Avant also revealed that most of their franchise inquiries come as a result of their content.
“We're getting maybe 10 to 15 franchise inquiries per week and that's just all coming through our head office email, which is kind of crazy because I hear about companies spending so much money trying to chase down one single lead,” he said.
Indulging on specials, centralised hub for franchisees eyed
Avant also says that the chain's approach to developing the products themselves also separates them apart. Milky Lane, according to him, does five monthly specials - some of which eventually get to their permanent menu. To make sure expectations are met, the business implements training videos and online quizzes whilst being firm on supply chain.
Along with a select few, Avant devotes a couple of days solely for creating new items.
“We've almost set the bar so high for ourselves that if we do not hit that level, people throw us to the wolves, and they can be quite savage,” Avant jokingly said.

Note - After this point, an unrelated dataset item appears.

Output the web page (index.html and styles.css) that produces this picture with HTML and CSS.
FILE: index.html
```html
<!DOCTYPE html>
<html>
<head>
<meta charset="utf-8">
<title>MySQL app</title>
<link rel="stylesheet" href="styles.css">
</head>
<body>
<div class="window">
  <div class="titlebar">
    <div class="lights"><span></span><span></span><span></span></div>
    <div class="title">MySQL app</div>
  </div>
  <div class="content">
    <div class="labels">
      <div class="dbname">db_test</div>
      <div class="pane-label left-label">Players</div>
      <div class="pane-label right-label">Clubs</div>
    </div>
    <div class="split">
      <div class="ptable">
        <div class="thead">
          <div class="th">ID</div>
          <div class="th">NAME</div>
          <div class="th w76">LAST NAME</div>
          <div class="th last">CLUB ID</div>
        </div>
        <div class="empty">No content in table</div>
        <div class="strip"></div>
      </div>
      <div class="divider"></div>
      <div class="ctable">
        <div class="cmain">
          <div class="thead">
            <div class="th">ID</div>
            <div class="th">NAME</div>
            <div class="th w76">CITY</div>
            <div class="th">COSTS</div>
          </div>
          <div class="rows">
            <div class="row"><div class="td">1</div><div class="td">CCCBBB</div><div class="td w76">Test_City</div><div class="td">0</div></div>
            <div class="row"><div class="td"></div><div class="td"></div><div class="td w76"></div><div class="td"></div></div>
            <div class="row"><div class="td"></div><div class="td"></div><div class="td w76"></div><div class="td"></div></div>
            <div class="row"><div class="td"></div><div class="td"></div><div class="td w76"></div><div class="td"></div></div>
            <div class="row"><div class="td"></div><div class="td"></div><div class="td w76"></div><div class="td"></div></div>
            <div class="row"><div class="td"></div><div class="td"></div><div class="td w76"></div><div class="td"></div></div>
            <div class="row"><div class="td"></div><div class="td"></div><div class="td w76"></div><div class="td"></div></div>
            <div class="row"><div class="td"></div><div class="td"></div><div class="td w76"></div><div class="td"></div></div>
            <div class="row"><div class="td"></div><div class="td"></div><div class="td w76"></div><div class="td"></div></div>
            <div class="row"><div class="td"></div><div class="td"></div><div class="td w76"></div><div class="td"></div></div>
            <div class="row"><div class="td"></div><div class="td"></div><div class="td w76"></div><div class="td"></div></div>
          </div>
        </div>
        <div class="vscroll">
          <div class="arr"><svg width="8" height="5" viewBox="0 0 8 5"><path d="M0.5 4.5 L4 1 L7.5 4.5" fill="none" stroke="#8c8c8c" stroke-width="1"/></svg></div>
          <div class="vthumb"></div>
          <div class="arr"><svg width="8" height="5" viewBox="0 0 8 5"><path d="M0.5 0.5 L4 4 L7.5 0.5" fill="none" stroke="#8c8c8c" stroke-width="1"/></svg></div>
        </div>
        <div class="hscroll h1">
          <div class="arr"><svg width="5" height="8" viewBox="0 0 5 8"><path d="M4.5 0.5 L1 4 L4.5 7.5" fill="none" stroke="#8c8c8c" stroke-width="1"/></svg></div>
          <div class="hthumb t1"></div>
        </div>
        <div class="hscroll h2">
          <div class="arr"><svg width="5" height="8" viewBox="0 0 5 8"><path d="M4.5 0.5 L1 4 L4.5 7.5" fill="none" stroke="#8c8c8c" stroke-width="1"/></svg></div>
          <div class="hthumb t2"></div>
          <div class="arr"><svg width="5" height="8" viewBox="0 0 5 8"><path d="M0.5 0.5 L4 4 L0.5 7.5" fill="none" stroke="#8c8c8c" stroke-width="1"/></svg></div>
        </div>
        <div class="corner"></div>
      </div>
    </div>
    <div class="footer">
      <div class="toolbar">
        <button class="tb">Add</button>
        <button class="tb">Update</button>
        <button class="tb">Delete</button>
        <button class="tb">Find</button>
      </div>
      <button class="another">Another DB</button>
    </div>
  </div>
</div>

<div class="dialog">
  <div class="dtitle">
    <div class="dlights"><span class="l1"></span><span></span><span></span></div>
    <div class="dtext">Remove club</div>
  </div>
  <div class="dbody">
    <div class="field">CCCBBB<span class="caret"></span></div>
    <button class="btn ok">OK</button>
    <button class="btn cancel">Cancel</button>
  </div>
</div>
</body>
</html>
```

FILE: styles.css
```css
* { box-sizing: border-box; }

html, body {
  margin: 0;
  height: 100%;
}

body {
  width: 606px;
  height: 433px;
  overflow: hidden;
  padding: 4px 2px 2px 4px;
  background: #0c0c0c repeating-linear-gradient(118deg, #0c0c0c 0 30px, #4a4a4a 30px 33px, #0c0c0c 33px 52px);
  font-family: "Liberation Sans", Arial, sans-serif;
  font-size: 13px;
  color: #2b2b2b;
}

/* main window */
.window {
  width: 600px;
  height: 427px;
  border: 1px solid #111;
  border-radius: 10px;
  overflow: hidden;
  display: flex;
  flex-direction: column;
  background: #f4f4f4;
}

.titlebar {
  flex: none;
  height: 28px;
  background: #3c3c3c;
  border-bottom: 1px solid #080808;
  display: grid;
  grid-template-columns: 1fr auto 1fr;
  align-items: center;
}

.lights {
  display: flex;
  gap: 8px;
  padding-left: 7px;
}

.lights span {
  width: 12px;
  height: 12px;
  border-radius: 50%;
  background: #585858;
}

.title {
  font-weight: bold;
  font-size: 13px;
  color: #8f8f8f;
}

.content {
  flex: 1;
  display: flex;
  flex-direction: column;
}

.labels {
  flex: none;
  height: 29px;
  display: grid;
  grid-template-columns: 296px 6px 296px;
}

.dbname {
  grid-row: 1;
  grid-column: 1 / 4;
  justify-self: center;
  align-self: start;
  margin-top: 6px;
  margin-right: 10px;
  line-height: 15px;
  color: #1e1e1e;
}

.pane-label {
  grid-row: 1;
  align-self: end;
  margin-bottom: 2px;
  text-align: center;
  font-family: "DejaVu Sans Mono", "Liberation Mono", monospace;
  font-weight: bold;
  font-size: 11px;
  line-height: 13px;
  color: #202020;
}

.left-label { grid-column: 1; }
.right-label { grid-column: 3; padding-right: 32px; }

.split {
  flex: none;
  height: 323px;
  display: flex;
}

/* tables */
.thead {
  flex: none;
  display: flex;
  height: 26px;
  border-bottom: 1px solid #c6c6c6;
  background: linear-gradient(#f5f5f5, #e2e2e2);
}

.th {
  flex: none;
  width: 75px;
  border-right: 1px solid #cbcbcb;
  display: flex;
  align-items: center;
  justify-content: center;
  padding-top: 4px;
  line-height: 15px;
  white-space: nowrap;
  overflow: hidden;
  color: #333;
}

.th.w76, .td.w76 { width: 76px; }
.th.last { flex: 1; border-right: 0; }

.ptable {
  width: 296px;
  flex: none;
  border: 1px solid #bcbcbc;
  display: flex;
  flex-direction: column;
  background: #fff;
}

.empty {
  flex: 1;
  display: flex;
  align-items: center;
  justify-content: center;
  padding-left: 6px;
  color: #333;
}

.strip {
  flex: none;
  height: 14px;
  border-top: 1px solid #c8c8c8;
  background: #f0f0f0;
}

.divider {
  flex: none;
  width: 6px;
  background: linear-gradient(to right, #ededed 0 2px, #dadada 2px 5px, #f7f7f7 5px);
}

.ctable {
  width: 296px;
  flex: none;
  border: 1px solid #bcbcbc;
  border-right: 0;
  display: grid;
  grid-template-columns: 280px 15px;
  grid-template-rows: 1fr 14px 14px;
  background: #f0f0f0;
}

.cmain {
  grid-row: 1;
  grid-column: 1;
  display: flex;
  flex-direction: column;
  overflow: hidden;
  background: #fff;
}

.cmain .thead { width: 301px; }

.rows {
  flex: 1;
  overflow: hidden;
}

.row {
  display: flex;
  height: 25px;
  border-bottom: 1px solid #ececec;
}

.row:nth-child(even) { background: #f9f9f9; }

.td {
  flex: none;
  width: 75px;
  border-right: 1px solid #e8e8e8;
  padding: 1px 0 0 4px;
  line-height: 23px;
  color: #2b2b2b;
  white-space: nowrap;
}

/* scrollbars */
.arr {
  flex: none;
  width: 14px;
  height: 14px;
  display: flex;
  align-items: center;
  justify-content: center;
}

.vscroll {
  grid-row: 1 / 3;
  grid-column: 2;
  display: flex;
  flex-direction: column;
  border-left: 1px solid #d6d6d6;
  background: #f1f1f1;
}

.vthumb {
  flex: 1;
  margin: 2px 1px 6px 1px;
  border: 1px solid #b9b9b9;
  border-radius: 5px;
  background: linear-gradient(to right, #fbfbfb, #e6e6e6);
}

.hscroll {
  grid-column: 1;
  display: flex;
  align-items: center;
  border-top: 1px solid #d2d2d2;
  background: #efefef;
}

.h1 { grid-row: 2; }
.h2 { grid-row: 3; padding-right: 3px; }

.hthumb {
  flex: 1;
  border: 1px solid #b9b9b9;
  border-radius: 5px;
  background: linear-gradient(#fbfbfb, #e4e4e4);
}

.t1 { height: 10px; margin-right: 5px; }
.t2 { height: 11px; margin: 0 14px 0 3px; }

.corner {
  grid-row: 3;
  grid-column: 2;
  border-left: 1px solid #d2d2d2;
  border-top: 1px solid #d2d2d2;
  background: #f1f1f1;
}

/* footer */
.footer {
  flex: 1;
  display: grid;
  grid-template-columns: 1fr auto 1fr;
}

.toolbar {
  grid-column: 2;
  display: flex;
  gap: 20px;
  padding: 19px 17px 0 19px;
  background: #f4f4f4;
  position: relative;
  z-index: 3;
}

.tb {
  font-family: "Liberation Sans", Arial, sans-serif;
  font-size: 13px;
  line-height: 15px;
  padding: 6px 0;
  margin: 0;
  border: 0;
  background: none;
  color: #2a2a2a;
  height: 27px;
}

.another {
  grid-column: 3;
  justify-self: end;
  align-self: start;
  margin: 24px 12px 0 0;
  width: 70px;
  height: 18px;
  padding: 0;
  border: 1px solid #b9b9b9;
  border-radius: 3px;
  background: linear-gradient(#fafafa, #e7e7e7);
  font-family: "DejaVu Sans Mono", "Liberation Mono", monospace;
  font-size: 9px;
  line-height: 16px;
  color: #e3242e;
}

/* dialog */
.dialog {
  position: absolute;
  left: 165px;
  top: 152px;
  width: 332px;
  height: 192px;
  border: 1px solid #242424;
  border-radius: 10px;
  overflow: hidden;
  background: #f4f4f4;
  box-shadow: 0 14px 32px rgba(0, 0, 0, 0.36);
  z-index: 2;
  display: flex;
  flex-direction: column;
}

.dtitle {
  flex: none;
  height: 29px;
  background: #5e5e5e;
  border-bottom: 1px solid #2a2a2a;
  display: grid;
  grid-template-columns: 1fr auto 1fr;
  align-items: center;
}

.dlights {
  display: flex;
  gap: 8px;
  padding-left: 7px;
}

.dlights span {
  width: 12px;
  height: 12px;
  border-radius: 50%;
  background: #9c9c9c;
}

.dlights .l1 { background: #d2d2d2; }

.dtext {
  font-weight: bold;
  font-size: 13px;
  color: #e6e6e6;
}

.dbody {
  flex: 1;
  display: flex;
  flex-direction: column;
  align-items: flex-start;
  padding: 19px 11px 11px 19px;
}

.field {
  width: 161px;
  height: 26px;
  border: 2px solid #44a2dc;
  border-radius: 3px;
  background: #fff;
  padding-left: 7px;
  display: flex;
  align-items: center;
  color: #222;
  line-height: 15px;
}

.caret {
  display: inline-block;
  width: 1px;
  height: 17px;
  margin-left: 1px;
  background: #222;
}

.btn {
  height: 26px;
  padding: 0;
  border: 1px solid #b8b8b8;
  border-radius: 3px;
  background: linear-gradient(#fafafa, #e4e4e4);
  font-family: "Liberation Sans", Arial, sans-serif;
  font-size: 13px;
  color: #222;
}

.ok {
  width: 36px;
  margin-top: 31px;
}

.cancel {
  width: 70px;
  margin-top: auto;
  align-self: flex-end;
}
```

“We've never once tried to kind of pretend that we are anything but indulgent, calorie-dense food. We tried to launch a salad at one point, and it fell flat on its face.”
Upcoming plans also include an app with a loyalty program, slated to launch this year, along with tightening of all of their backend systems for a “centralized hub” for franchisees to run their training and onboarding-related concerns. The former will also be leveraged to do more influencer marketing, Avant said.
“We opened one store, and it was just meant to be a place for me to go and drink beers with my friends. And then it just skyrocketed. I want to compete. I want people to look at us,” he said. When they talk about growth, I want them to talk about Milky Lane.”